John had been thinking about selling for a number of years. I knew this because, regular as clockwork, he used to phone me each January to talk things through and ask for an update on the practice sales market.
Indecision and procrastination on the timing for a business sale and retirement are common.
There is usually a particular trigger or catalyst to finally turn thoughts into action. In John’s case he had received a phone call completely out of the blue, from an established multi-branch practice owner.
John was nervous about putting a price on his practice and negotiating his own sale, but his accountant reassured him with an offer of informal support. After a few meetings, they finally shook hands over dinner on a gentleman’s agreement with a price agreed for John’s practice.
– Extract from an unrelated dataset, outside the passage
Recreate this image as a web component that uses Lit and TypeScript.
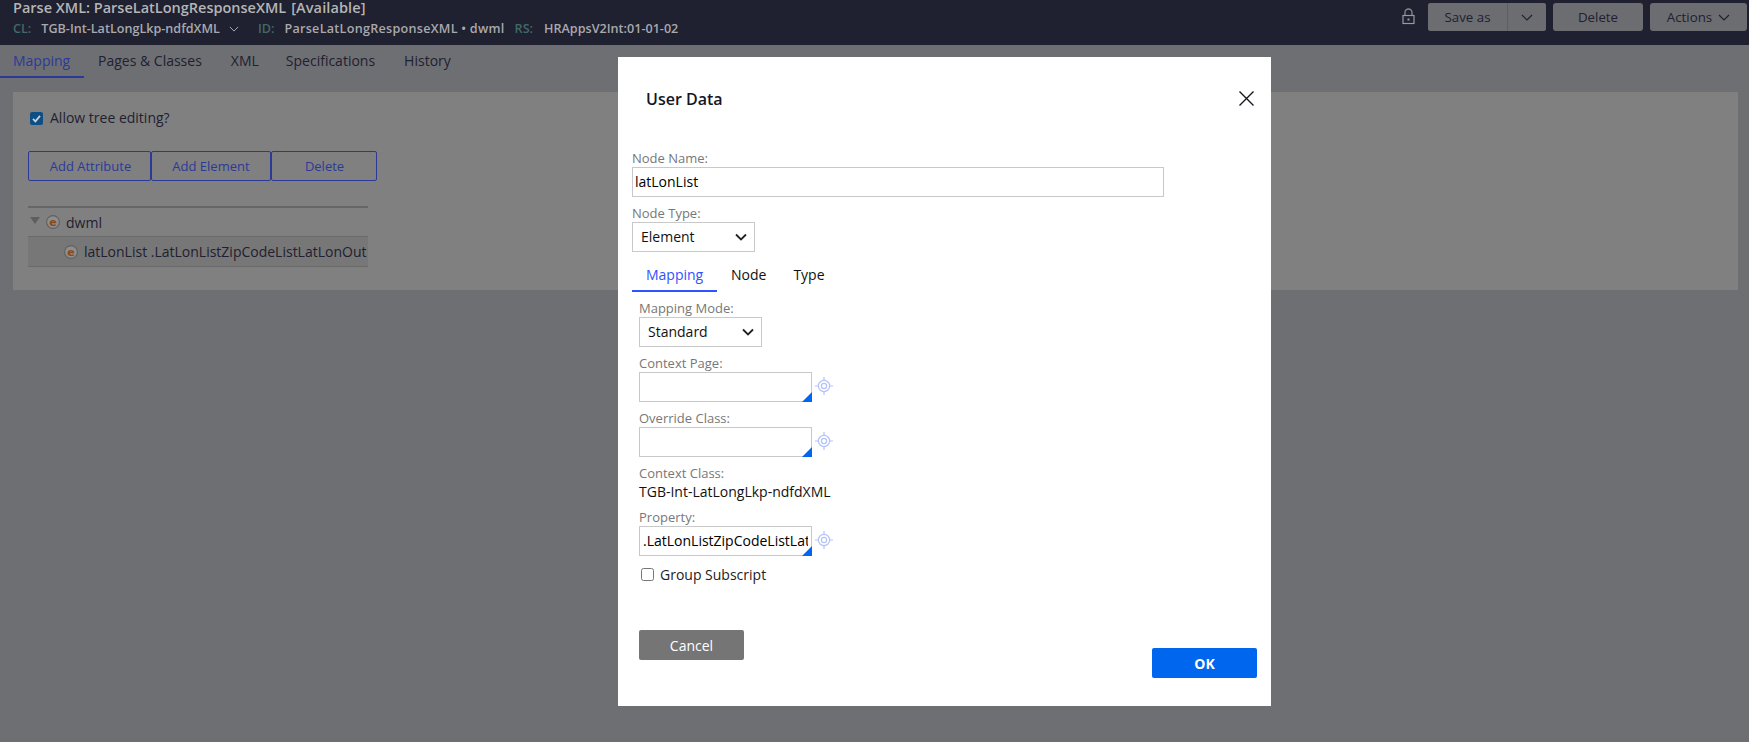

The price equated to 50 per cent of the practice turnover, which John confirmed “felt about right” to him. Lawyers were instructed and at first things progressed reasonably well.
The first problem arose two months in, when the buyer became adamant that the agreed price included the stock. The truth was that stock had not ever actually been discussed.
Reluctantly John conceded the point as he was busy planning his retirement holiday. He told me that he could not face the hassle or confrontation and just wanted to look forwards.He was now down £35,000 on the price he had expected to walk away with.
Over the ensuing months all personal contact between seller and buyer ceased, communication coming via the lawyers instead.To John, the process began to feel like litigation, not the transfer of a practice between two willing parties.